*** DATASET EXCERPTS

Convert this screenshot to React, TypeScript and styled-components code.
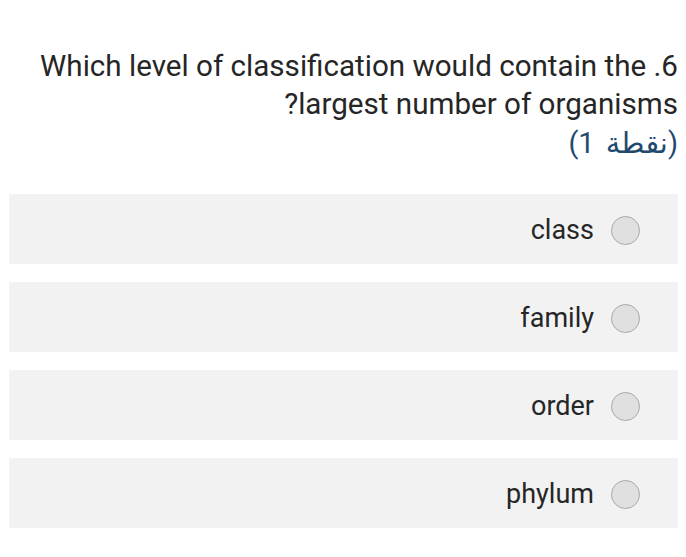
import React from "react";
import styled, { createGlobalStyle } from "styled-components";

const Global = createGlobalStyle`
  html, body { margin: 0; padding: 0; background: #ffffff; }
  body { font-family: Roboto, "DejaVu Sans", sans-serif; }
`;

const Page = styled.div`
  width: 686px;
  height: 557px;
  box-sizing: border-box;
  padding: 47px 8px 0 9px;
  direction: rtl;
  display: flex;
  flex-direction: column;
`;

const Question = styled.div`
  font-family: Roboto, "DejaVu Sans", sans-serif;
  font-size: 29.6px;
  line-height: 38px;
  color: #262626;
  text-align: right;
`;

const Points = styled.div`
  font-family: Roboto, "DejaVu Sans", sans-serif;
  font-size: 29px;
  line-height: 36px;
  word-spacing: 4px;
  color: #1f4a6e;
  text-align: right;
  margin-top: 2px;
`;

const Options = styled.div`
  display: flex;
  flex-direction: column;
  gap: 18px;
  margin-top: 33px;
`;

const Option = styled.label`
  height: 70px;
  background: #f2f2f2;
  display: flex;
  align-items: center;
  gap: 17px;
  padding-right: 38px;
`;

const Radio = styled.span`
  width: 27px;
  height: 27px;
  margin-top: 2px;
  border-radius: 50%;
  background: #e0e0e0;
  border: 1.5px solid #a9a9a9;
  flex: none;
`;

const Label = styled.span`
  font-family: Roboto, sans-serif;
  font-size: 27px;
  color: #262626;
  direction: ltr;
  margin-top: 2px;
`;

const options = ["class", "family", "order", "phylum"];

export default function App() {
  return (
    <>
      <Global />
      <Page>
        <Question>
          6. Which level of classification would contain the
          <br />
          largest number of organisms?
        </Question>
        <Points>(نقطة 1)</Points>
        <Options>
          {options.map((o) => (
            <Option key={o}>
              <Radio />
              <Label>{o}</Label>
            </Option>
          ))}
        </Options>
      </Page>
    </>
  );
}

******
*** DATASET EXCERPTS

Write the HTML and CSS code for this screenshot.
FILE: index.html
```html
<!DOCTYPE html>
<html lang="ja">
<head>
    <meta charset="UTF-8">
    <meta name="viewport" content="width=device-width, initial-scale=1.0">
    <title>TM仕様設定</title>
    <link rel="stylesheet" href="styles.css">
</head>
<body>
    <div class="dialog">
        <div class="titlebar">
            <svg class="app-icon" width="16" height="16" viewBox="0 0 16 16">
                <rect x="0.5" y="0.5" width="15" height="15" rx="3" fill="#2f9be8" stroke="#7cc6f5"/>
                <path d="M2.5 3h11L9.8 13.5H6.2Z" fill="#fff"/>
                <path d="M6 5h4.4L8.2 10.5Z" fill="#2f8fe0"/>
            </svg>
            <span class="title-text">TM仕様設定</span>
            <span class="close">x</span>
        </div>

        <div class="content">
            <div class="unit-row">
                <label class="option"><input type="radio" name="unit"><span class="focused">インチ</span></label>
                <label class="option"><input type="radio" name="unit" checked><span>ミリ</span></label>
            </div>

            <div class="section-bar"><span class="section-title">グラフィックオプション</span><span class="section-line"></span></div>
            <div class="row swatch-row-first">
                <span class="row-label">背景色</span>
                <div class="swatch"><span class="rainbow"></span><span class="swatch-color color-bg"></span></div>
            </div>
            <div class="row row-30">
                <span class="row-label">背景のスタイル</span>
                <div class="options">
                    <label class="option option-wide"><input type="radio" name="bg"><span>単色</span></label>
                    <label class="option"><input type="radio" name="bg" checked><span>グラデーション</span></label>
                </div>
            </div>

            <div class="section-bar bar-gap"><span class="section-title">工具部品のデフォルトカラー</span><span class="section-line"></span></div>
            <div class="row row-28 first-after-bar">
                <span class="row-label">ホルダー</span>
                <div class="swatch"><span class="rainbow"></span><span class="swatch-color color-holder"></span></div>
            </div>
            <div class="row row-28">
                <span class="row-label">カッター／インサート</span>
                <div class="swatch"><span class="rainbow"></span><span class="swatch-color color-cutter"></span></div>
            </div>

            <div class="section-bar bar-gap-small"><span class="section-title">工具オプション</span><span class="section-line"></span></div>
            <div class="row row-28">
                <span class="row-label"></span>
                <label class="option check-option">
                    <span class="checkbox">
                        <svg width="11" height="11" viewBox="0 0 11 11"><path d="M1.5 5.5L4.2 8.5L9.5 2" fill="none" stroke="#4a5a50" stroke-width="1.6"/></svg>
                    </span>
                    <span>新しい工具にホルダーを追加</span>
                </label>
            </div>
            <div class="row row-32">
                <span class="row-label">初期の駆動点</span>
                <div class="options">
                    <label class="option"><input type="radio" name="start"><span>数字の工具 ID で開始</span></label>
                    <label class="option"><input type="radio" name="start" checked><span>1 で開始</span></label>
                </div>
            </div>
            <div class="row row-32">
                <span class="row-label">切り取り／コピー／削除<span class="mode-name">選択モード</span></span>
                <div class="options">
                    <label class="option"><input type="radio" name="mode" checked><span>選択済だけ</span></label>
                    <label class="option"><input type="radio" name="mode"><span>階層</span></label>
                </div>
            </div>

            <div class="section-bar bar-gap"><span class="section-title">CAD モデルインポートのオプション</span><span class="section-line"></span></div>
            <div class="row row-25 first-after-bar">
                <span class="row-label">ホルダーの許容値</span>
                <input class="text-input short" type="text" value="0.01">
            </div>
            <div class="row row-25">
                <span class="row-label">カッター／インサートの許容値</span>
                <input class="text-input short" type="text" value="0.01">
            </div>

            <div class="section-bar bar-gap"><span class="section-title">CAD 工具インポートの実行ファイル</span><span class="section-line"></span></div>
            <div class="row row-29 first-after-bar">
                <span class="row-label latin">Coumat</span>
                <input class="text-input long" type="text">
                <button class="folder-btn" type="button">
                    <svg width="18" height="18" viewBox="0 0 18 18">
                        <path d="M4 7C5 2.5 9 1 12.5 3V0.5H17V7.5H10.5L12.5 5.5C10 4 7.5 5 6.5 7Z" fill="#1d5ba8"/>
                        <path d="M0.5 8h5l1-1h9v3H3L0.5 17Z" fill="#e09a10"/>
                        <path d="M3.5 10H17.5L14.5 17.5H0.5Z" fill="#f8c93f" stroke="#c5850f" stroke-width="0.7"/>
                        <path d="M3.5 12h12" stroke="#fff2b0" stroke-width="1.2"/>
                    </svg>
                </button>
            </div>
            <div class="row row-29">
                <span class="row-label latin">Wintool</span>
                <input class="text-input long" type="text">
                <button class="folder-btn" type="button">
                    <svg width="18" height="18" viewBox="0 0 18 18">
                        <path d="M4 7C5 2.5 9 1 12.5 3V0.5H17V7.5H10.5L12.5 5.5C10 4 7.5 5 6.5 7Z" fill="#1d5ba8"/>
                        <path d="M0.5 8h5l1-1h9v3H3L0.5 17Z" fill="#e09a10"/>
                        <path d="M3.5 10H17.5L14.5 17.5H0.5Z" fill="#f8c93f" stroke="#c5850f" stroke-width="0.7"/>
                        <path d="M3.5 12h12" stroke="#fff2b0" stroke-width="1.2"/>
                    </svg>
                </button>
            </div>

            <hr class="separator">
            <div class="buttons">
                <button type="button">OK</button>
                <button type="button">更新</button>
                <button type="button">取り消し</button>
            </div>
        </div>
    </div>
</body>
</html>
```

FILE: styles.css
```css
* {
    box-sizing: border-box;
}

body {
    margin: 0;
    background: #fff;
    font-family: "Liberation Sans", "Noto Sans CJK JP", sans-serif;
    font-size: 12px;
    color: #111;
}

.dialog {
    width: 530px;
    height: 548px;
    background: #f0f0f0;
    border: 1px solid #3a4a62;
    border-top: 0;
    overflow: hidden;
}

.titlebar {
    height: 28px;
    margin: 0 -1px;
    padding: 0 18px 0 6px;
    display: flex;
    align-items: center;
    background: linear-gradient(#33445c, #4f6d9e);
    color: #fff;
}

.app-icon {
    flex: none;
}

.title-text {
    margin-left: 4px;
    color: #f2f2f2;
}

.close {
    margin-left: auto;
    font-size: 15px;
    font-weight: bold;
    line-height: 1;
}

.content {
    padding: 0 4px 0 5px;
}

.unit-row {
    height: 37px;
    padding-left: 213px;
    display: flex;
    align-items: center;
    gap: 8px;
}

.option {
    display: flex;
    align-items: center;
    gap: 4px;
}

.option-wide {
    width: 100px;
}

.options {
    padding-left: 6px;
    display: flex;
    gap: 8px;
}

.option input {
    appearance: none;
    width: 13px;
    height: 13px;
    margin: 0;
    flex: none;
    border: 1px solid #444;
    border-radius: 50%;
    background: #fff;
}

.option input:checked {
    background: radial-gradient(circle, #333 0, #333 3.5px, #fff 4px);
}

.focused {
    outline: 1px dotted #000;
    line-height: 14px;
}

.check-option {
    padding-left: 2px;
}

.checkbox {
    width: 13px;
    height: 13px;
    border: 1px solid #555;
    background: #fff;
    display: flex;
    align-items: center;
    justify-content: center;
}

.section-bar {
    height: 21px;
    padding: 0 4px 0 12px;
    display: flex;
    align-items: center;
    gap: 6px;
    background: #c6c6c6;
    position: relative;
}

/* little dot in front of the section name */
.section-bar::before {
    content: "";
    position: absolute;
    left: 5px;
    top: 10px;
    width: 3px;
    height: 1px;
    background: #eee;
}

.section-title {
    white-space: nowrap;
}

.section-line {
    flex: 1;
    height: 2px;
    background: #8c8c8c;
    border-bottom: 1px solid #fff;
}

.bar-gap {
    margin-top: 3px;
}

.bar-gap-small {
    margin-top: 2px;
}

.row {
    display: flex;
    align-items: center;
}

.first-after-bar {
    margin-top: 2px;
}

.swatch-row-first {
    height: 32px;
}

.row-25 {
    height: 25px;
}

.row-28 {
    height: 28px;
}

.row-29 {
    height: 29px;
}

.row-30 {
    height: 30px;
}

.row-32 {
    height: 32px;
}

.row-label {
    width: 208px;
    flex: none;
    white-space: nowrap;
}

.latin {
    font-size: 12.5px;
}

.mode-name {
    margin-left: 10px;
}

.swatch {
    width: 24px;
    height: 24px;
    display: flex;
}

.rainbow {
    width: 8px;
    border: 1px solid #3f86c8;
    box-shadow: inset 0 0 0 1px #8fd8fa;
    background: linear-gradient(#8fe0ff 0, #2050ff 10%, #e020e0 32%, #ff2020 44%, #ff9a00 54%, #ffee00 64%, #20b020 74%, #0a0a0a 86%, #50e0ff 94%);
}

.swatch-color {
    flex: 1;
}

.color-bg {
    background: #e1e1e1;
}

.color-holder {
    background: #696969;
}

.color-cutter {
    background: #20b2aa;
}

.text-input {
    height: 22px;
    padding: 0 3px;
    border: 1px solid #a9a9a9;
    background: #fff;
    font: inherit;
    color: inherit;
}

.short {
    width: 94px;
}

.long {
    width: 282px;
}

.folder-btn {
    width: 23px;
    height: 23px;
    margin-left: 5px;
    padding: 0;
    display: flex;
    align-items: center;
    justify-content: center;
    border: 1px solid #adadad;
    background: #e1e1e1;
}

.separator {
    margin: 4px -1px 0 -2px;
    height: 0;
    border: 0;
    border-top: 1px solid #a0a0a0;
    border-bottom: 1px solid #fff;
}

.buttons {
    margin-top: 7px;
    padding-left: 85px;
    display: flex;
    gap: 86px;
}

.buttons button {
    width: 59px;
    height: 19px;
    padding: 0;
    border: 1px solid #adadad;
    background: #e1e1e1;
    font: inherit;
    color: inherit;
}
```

******

- REQUIREMENTS: Take every line containing the word "React" and copy it.

- COMPLETED TASK:
Convert this screenshot to React, TypeScript and styled-components code.
import React from "react";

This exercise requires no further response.